Trastos amontonados revelan que allí la existencia es difícil de sobrellevar, más cuando al cielo se le ocurre llover. El agua se empoza, se filtra y los empuja hacia los costados. Por abajo el problema del agua también es tenaz, porque aunque han hecho un muro de cemento, a veces el nivel del agua lo supera y toca “achicar” con un balde.
En la misma barriada, a Ofelia Chila Cheme, de 82 años y con un derrame cerebral a cuestas, la cuida una hija, Rosa Quijije. “Usted viera, a veces pasan motos a toda velocidad. Nos da miedo algún carro loco que se venga por allí”, expresa. 
Tanto Zambrano como Quijije se quejan de que a muchas personas las reubicaron con casas en Argüello, una zona a la cual, quizá, no deberían envidiar mucho, pues está en una zona de alto riesgo. 
ESTÁN MEJOR. Son pocos los turistas de blonda cabellera y ojos claros que hoy circulan por la parroquia Canoa. El mar sigue allí, igual de azul, pero los tiempos parecen haber cambiado.
Carlos Rangel es uno de los pocos pescadores que puede darse el lujo de ofrecer su producto en la zona en época de vacas flacas.

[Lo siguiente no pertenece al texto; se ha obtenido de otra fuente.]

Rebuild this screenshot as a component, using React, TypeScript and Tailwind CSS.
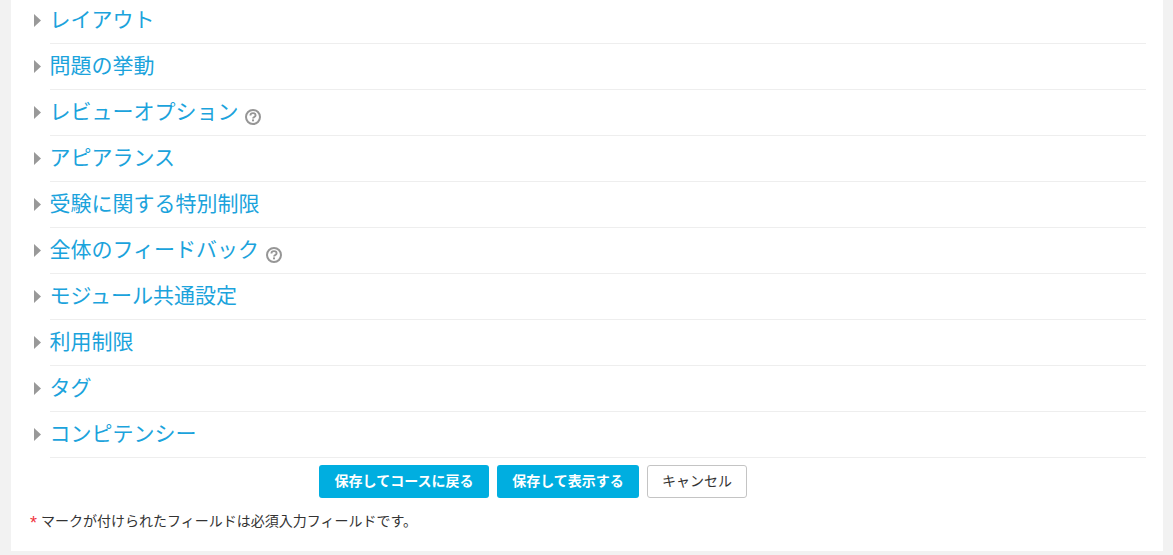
const sections = [
  { title: "レイアウト" },
  { title: "問題の挙動" },
  { title: "レビューオプション", help: true },
  { title: "アピアランス" },
  { title: "受験に関する特別制限" },
  { title: "全体のフィードバック", help: true },
  { title: "モジュール共通設定" },
  { title: "利用制限" },
  { title: "タグ" },
  { title: "コンピテンシー" },
];

const HelpIcon = () => (
  <svg width="16" height="16" viewBox="0 0 16 16" className="ml-[6.5px] mt-[11px] shrink-0">
    <circle cx="8" cy="8" r="7" fill="none" stroke="#969696" strokeWidth="2" />
    <path d="M5.4 6.5c0-1.6 1.1-2.4 2.6-2.4s2.6.9 2.6 2.1c0 1.8-2.5 1.8-2.5 3.3" fill="none" stroke="#969696" strokeWidth="1.9" />
    <rect x="7" y="10.4" width="2" height="1.9" fill="#969696" />
  </svg>
);

const Caret = () => (
  <svg width="7" height="13" viewBox="0 0 7 13" className="ml-[1px] shrink-0">
    <path d="M0 0L7 6.5L0 13Z" fill="#999999" />
  </svg>
);

const App = () => {
  return (
    <div className="h-[555px] overflow-hidden bg-[#f2f2f2] pl-[11px] pr-[10px] font-['Liberation_Sans','Noto_Sans_CJK_JP',sans-serif]">
      <div className="h-[551px] bg-white pl-[22px] pr-[17px]">
        {sections.map((s, i) => (
          <div key={s.title} className="flex">
            <div className={"flex w-[17px] items-center " + (i === 0 ? "pb-[4px]" : "pb-[2px]")}>
              <Caret />
            </div>
            <div
              className={
                "flex flex-1 items-center border-b border-[#eeeeee] " +
                (i === 0 ? "h-[44px] pb-[4px]" : "h-[46px] pb-[2px]")
              }
            >
              <span className="-ml-[0.5px] text-[21px] leading-[30px] text-[#1ba3dc]">{s.title}</span>
              {s.help && <HelpIcon />}
            </div>
          </div>
        ))}
        <div className="mt-[7px] flex gap-2 pl-[286px]">
          <button className="h-[33px] w-[170px] rounded-[3px] bg-[#00aee0] text-[14px] font-bold text-white">
            保存してコースに戻る
          </button>
          <button className="h-[33px] w-[142px] rounded-[3px] bg-[#00aee0] text-[14px] font-bold text-white">
            保存して表示する
          </button>
          <button className="h-[33px] w-[100px] rounded-[3px] border border-[#c4c4c4] bg-white text-[14px] text-[#333333]">
            キャンセル
          </button>
        </div>
        <div className="mt-[14px] flex items-start text-[14px] leading-[18px] text-[#333333]">
          <span className="-ml-[3px] mr-[4px] w-[7px] pt-[2px] text-[18px] leading-[18px] text-[#f0323c]">*</span>
          <span>マークが付けられたフィールドは必須入力フィールドです。</span>
        </div>
      </div>
    </div>
  );
};

export default App;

Él fue uno de los beneficiados con el plan de vivienda San Andrés de Canoa, en donde hay 108 casas, cada una de ellas para cuatro familias. Las carpas quedaron en el recuerdo.
También víctima de la tragedia, pide que les den agua y les pongan al menos dos rompevelocidades. “Aquí hay muchos niños, es peligroso por los carros”, señala Rangel.
Al igual que él, a Gloria Chica se le cayó la casa, no le quedó ni el calendario de ese año que tenía en un clavo en la pared, pero ahora cuenta con una casa.